What makes portals interesting is that they allow for genre bending elements. Like you might have one world that is a world of talking animals and cartoonish monsters, and another world that is Dark Souls with the runes scratched off.  As these are so obviously thematically different, you might connect them with a portal.  But exploring the tension between the two isn't something I'd expect in a Dungeon Fantasy game.

The exception to this is the little shout-out to Jester Gates, which I think I would use. I would design a specific dungeon that fit the themes of my setting and world, and then I might sprinkle "Bonus challenges" that the PCs could optionally take on.  The fact that they're (literally) gated behind a portal means that the weird and unusual nature or the highly specific rules make sense.  This represents a really good use of a portal.

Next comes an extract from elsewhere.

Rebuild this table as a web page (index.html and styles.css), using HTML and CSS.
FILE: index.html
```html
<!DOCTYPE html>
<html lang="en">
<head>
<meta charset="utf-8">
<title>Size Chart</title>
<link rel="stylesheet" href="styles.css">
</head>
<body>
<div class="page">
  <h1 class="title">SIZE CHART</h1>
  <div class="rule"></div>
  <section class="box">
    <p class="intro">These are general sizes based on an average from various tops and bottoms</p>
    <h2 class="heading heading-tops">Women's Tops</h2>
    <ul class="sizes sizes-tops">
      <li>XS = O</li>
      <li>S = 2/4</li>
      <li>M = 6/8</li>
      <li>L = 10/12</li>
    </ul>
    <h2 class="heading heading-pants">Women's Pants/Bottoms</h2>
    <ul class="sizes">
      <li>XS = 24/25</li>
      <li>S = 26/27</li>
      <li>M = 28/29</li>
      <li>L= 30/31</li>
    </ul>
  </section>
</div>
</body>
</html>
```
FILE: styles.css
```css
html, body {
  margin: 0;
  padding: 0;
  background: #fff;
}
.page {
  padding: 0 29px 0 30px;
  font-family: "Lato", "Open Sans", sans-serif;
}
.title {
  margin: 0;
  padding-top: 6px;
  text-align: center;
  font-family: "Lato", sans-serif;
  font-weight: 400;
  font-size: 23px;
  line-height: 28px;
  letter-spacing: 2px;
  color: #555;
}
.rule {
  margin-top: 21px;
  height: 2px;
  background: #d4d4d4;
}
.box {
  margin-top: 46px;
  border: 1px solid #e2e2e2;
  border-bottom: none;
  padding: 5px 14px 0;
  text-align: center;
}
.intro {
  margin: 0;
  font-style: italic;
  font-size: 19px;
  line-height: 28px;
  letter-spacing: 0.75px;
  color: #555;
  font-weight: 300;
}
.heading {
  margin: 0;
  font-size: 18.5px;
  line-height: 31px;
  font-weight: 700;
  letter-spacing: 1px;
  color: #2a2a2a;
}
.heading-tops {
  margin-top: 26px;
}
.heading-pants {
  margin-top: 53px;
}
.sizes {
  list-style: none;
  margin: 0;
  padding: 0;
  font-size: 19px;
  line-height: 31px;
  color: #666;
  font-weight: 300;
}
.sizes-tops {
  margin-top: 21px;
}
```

I could also see something like trying to play on the tension of unusual physics.  For example, if you have a gates between an ice world and a fire world all within one room, and you have a fight ranging between the two, or you need to engage in puzzle solving across multiple worlds using gates, I think that would make good use of the theme/genre/rule bending, but the book doesn't cover this that much, and I think you'd be better off covering a specific example in an adventure rather than talking about generalized portal puzzles.

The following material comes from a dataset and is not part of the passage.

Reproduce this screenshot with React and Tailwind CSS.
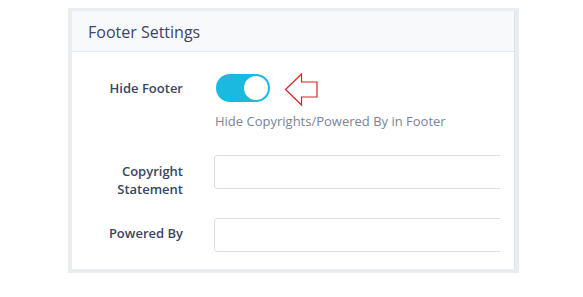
import React, { useState } from 'react';

function Toggle({ on, onChange }) {
  return (
    <button
      type="button"
      onClick={() => onChange(!on)}
      className={`ml-[2px] flex items-center w-[54px] h-[28px] rounded-full p-[2px] ${on ? 'bg-[#1bb8df] justify-end' : 'bg-[#d5d9e0] justify-start'}`}
    >
      <span className="block w-[24px] h-[24px] rounded-full bg-white" />
    </button>
  );
}

function Arrow() {
  return (
    <svg width="36" height="34" viewBox="0 0 36 34" className="ml-[14px] -mt-[1px] -mb-[5px]">
      <path
        d="M1.5 16.5 L17.5 1 L17.5 9 L33 9 L33 24 L17.5 24 L17.5 32 Z"
        fill="white"
        stroke="#e01f1f"
        strokeWidth="1.2"
        strokeLinejoin="miter"
      />
    </svg>
  );
}

export default function App() {
  const [hideFooter, setHideFooter] = useState(true);
  const [form, setForm] = useState({ copyright: '', poweredBy: '' });

  const handleChange = (e) => {
    setForm({ ...form, [e.target.name]: e.target.value });
  };

  return (
    <div className="w-[583px] h-[297px] bg-white pt-[8px] pl-[68px]" style={{ fontFamily: '"Open Sans", "Noto Sans", sans-serif' }}>
      <div className="w-[451px] h-[265px] bg-[#e9ecf1] pt-[3px] px-[4px] pb-[4px]">
        <div className="h-full bg-white border-r border-[#dde1e8] overflow-hidden">
          <div className="h-[41px] bg-[#f8f9fb] border-b border-[#e3e6ec] flex items-center pl-[16px]">
            <h2 className="text-[16px] text-[#3a4662] leading-none pt-[1px]">Footer Settings</h2>
          </div>

          <div className="w-[428px] pt-[22px] overflow-hidden">
            <div className="flex">
              <label className="w-[111px] shrink-0 text-right text-[13px] font-semibold text-[#3b4560] leading-[18px] pt-[5px]">
                Hide Footer
              </label>
              <div className="ml-[31px]">
                <div className="flex items-start">
                  <Toggle on={hideFooter} onChange={setHideFooter} />
                  <Arrow />
                </div>
                <p className="mt-[9px] ml-[1px] text-[13px] leading-[20px] text-[#7b8493] whitespace-nowrap">
                  Hide Copyrights/Powered By in Footer
                </p>
              </div>
            </div>

            <div className="flex h-[34px] mt-[24px]">
              <label className="w-[111px] shrink-0 text-right text-[13px] font-semibold text-[#3b4560] leading-[18px] pt-[7px]">
                Copyright Statement
              </label>
              <input
                type="text"
                name="copyright"
                value={form.copyright}
                onChange={handleChange}
                className="ml-[31px] shrink-0 w-[320px] h-[34px] border border-[#dcdfe6] rounded-[3px] px-3 text-[13px] outline-none"
              />
            </div>

            <div className="flex h-[34px] mt-[29px]">
              <label className="w-[111px] shrink-0 text-right text-[13px] font-semibold text-[#3b4560] leading-[18px] pt-[6px]">
                Powered By
              </label>
              <input
                type="text"
                name="poweredBy"
                value={form.poweredBy}
                onChange={handleChange}
                className="ml-[31px] shrink-0 w-[320px] h-[34px] border border-[#dcdfe6] rounded-[3px] px-3 text-[13px] outline-none"
              />
            </div>
          </div>
        </div>
      </div>
    </div>
  );
}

So I'm left with using this as a more generic fantasy tool, and the book even hints at it. For example, it frets about people using the gates to be merchants and creates weird limitations that makes this especially difficult to do.  But can you imagine a campaign where you were playing interdimensional fantasy merchants, trying to navigate through various portal realms and ancient Gate Cities created by a lost civilization while trying to deal with the pecularities of various gates? That... sounds cool.  It's not DF, but it's the sort of thing this book would let you do. But then why is this stuff in here? Shouldn't it be in a more generic book? Don't we have a generic book for this in Portal Realms? So why does this exist?

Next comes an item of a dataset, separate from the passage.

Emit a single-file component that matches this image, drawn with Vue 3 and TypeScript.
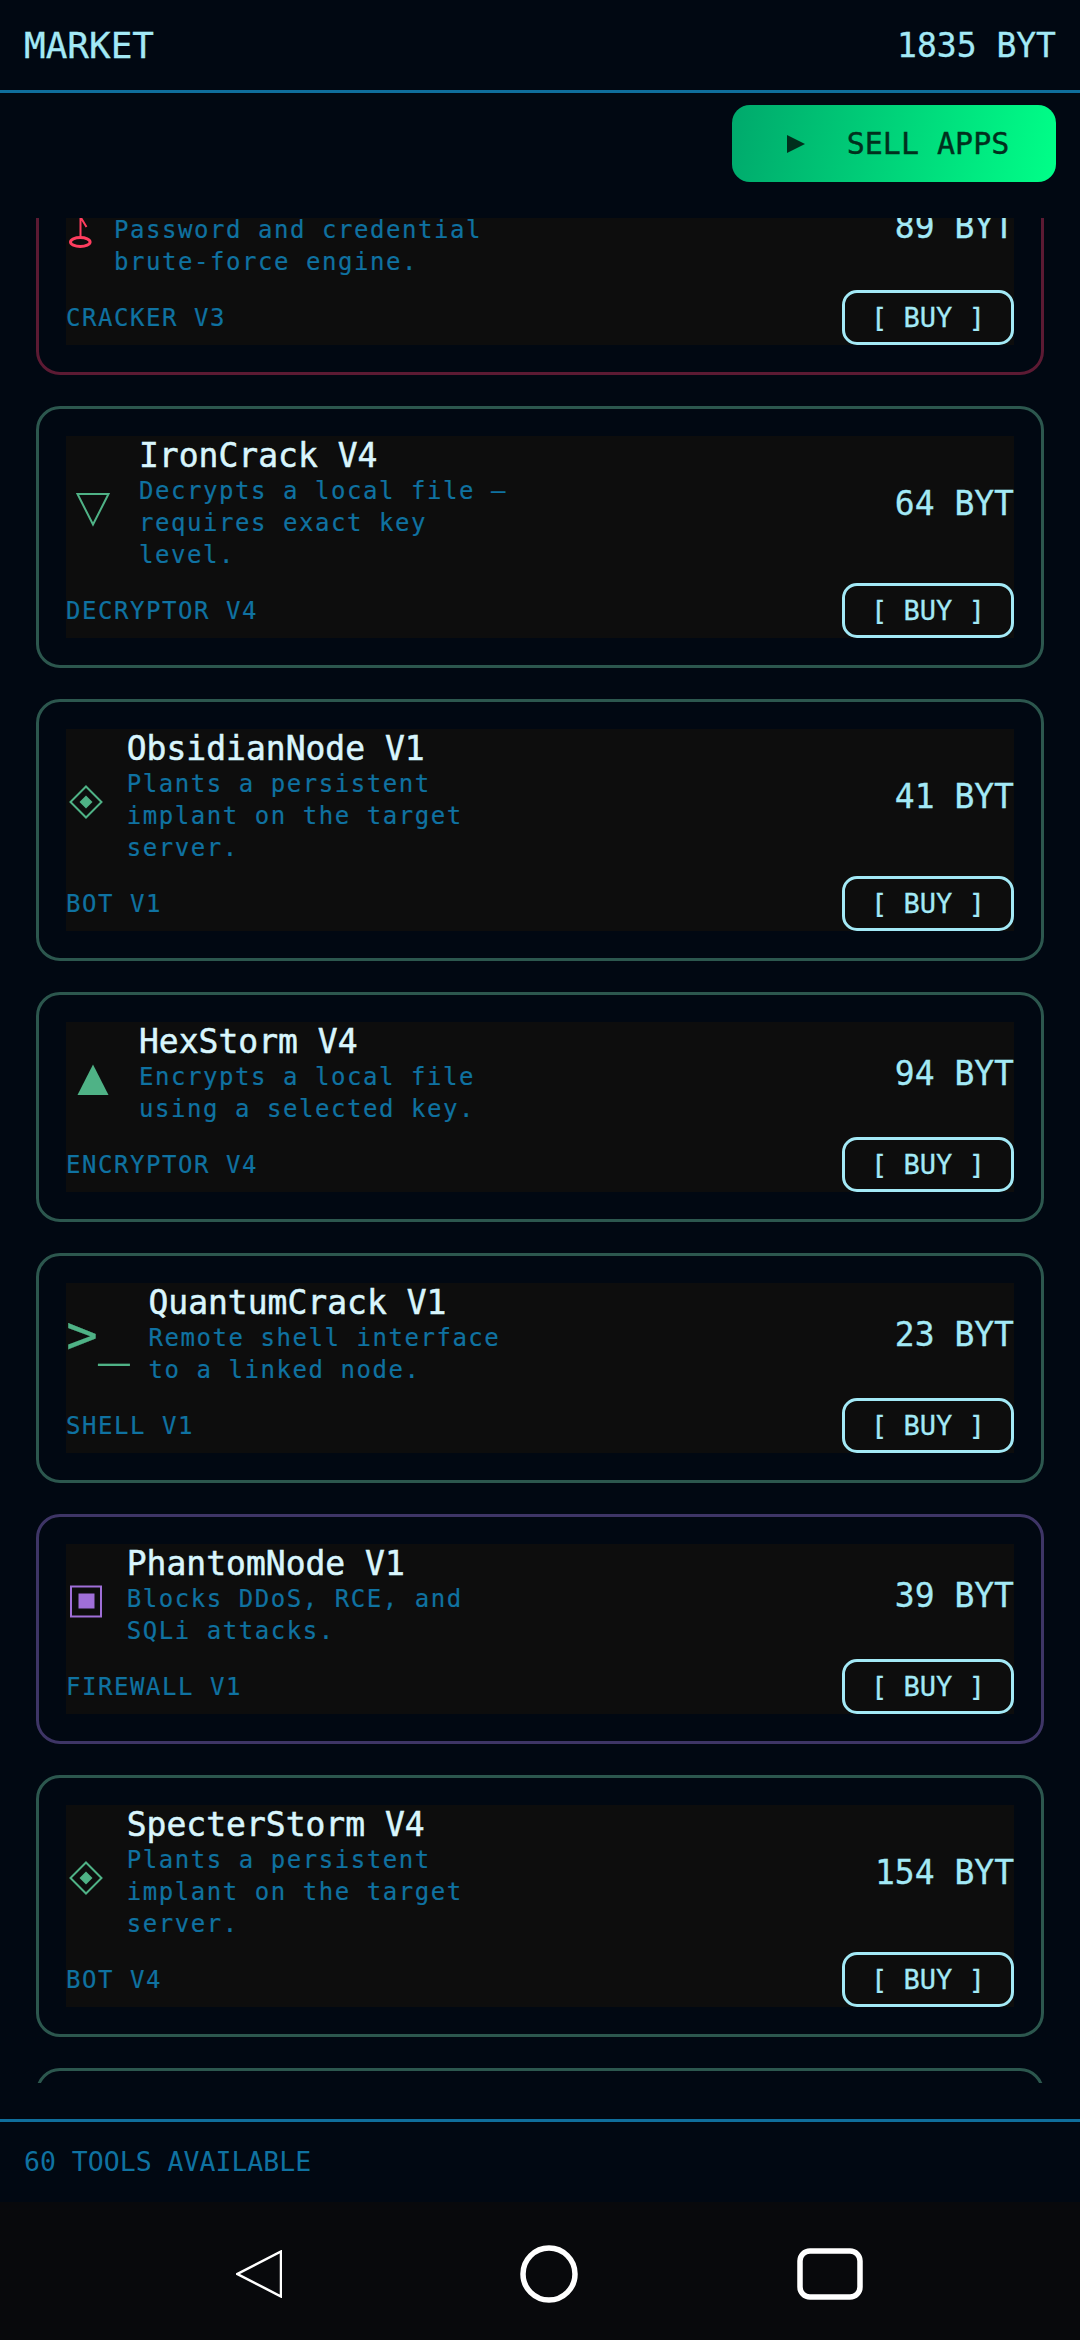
<template>
  <div class="screen">
    <header class="top">
      <span class="top-title">MARKET</span>
      <span class="top-bal">1835 BYT</span>
    </header>

    <div class="sell-row">
      <button class="sell">
        <svg width="18" height="18" viewBox="0 0 18 18"><polygon points="0,0 18,9 0,18" fill="#00301d" /></svg>
        <span>SELL APPS</span>
      </button>
    </div>

    <div class="list">
      <div class="list-inner">
        <article v-for="tool in tools" :key="tool.name" class="card" :class="'tone-' + tool.tone">
          <div class="body">
            <div class="main">
              <span v-if="tool.icon === 'shell'" class="ico ico-shell">&gt;_</span>
              <svg v-else class="ico" :width="iconWidth[tool.icon]" height="60" :viewBox="`0 0 ${iconWidth[tool.icon]} 60`">
                <g v-if="tool.icon === 'key'" fill="none" stroke="#ff3d5e" stroke-width="3">
                  <ellipse cx="14.3" cy="45" rx="9.8" ry="4.5" />
                  <path d="M14.5 40V6M14.5 20l6 10" stroke-width="2" />
                </g>
                <polygon v-else-if="tool.icon === 'down'" points="11.5,20 42.5,20 27,50.5" fill="none" stroke="#4fb286" stroke-width="2" />
                <polygon v-else-if="tool.icon === 'up'" points="27,20.5 42.5,51 11.5,51" fill="#4fb286" />
                <g v-else-if="tool.icon === 'bot'">
                  <polygon points="20,19.5 35.5,35 20,50.5 4.5,35" fill="none" stroke="#4fb286" stroke-width="2" />
                  <polygon points="20,28.5 26.5,35 20,41.5 13.5,35" fill="#4fb286" />
                </g>
                <g v-else>
                  <rect x="5" y="20.5" width="30" height="30" fill="none" stroke="#a06fd8" stroke-width="2" />
                  <rect x="12.5" y="27.5" width="16" height="15" fill="#a06fd8" />
                </g>
              </svg>
              <div class="info">
                <div class="name">{{ tool.name }}</div>
                <p class="desc">
                  <span v-for="line in tool.desc" :key="line">{{ line }}</span>
                </p>
              </div>
              <div class="price">{{ tool.price }} BYT</div>
            </div>
            <div class="foot">
              <span class="kind">{{ tool.kind }}</span>
              <button class="buy">[ BUY ]</button>
            </div>
          </div>
        </article>
      </div>
    </div>

    <footer class="bottom">60 TOOLS AVAILABLE</footer>

    <nav class="nav">
      <svg width="46" height="48" viewBox="0 0 46 48"><polygon points="45,1.5 45,46.5 1.5,24" fill="none" stroke="#fff" stroke-width="2.5" /></svg>
      <svg class="nav-home" width="58" height="58" viewBox="0 0 58 58"><circle cx="29" cy="29" r="26" fill="none" stroke="#fff" stroke-width="5.5" /></svg>
      <svg class="nav-recent" width="66" height="52" viewBox="0 0 66 52"><rect x="3" y="3" width="60" height="46" rx="10" fill="none" stroke="#fff" stroke-width="5.5" /></svg>
    </nav>
  </div>
</template>

<script setup lang="ts">
// 市场页面，列出可购买的工具。

type IconName = 'key' | 'down' | 'up' | 'bot' | 'shell' | 'wall'

interface Tool {
  name: string
  desc: string[]
  kind: string
  price: number
  icon: IconName
  tone: 'red' | 'green' | 'purple'
}

const iconWidth: Record<IconName, number> = { key: 30, down: 55, up: 55, bot: 42.7, shell: 64.4, wall: 42.7 }

const plant = ['Plants a persistent', 'implant on the target', 'server.']

const tools: Tool[] = [
  { name: 'NullCrack V3', desc: ['Password and credential', 'brute-force engine.'], kind: 'CRACKER V3', price: 89, icon: 'key', tone: 'red' },
  { name: 'IronCrack V4', desc: ['Decrypts a local file —', 'requires exact key', 'level.'], kind: 'DECRYPTOR V4', price: 64, icon: 'down', tone: 'green' },
  { name: 'ObsidianNode V1', desc: plant, kind: 'BOT V1', price: 41, icon: 'bot', tone: 'green' },
  { name: 'HexStorm V4', desc: ['Encrypts a local file', 'using a selected key.'], kind: 'ENCRYPTOR V4', price: 94, icon: 'up', tone: 'green' },
  { name: 'QuantumCrack V1', desc: ['Remote shell interface', 'to a linked node.'], kind: 'SHELL V1', price: 23, icon: 'shell', tone: 'green' },
  { name: 'PhantomNode V1', desc: ['Blocks DDoS, RCE, and', 'SQLi attacks.'], kind: 'FIREWALL V1', price: 39, icon: 'wall', tone: 'purple' },
  { name: 'SpecterStorm V4', desc: plant, kind: 'BOT V4', price: 154, icon: 'bot', tone: 'green' },
  { name: 'IronStorm V2', desc: ['Encrypts a local file', 'using a selected key.'], kind: 'ENCRYPTOR V2', price: 72, icon: 'up', tone: 'green' },
]
</script>

<style>
html, body { background: #010812; }
</style>

<style scoped>
.screen { width: 1080px; height: 2340px; display: flex; flex-direction: column; background: #010812; font-family: "DejaVu Sans Mono", monospace; overflow: hidden; }

.top { height: 90px; box-sizing: content-box; border-bottom: 3px solid #0f6e9c; display: flex; align-items: center; justify-content: space-between; padding: 0 24px; color: #a3e9f6; -webkit-text-stroke: 0.3px #a3e9f6; }
.top-title { font-size: 36px; }
.top-bal { font-size: 33px; }

.sell-row { display: flex; justify-content: flex-end; padding: 12px 24px 36px; }
.sell { width: 324px; height: 77px; border: 0; border-radius: 18px; background: linear-gradient(100deg, #00a96c, #00ff88); display: flex; align-items: center; justify-content: center; gap: 42px; font: inherit; font-size: 30px; color: #00301d; -webkit-text-stroke: 0.4px #00301d; padding: 0 0 0 8px; }

.list { height: 1865px; overflow: hidden; flex: none; }
.list-inner { margin-top: -73px; padding: 0 36px; display: flex; flex-direction: column; gap: 31px; }

.card { border: 3px solid #2c574e; border-radius: 24px; padding: 27px; }
.tone-red { border-color: #5c1a33; }
.tone-purple { border-color: #3e3566; }

.body { background: #0d0d0d; }
.main { display: flex; align-items: center; gap: 18px; margin-bottom: 12px; }
.ico { flex: none; }
.ico-shell { font-size: 53px; color: #4fb286; -webkit-text-stroke: 0.2px #4fb286; width: 64.4px; line-height: 60px; white-space: nowrap; }
.info { flex: 1; min-width: 0; }
.name { font-size: 33px; line-height: 39px; color: #d9f6fd; -webkit-text-stroke: 0.5px #d9f6fd; }
.desc { margin: 0; font-size: 24px; line-height: 32px; letter-spacing: 1.55px; color: #0f72a1; -webkit-text-stroke: 0.2px #0f72a1; }
.desc span { display: block; }
.price { font-size: 33px; color: #a3e9f6; -webkit-text-stroke: 0.3px #a3e9f6; white-space: nowrap; }

.foot { display: flex; align-items: center; justify-content: space-between; }
.kind { font-size: 24px; letter-spacing: 1.55px; color: #0f72a1; -webkit-text-stroke: 0.2px #0f72a1; }
.buy { width: 172px; height: 55px; box-sizing: border-box; border: 3px solid #a3e9f6; border-radius: 15px; background: transparent; color: #a3e9f6; -webkit-text-stroke: 0.3px #a3e9f6; font: inherit; font-size: 27px; padding: 0; }

.bottom { margin-top: 36px; height: 80px; box-sizing: border-box; height: 83px; border-top: 3px solid #0f6e9c; display: flex; align-items: center; padding: 0 24px 2px; font-size: 26.5px; color: #0f72a1; }

.nav { flex: 1; background: #08090c; display: flex; align-items: center; padding: 6px 0 0 236px; }
.nav-home { margin-left: 238px; }
.nav-recent { margin-left: 219px; }
</style>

Well, I sat down and reread Portal Realms alongside this, and it gets into a lot of stuff that Gates doesn't, and Gates gets into a lot of things that Portal Realms doesn't.  In fact, the more I read the two side by side, the more I realized that if I ran a Portal Game, I'd want to use Gates as a companion to Portal Realms.  Then it clicked: Gates is to Portal Realms what Wilderness Adventures is to... well, you know, going on Wilderness Adventures: this is a generically useful book that focuses intently on making it useful for DF.

Based on that would I recommend it? Well, it's still pretty niche, but it's also only like $3. It's competently written, it's got some interesting ideas, and I suspect I'd reference it if I was exploring its niche.  Which I may well do in Psi-Wars as portal travel and strange physics that lets you travel from world to world is absolutely a thing there.  So, yes, a tentative recommend.

1 comment:

  1. Thanks for taking the time to do a review. I'm glad the book has provoked some thoughts, even if the book isn't that useful to you. I did really attempt to shoot down things that will make the game not-DF, but I figure that's a useful tool for a GM who wants to use gates but not have the game become a different game for having done so. If you want to, say, do interdimensional speculative trade games, have at it! It's easier to let that happen than to retroactively explain why the PCs can't, so I wanted to arm the GM out of the gate with ways to keep the DF in DF while adding in gates.

    I'm not sure I should say this, but I'm pretty sure I completely forgot about Portal Realms. I think I glanced at it during a playtest stage but never read the final book. But it wasn't in my mind when I wrote this book . . . I was drawing on experience elsewhere.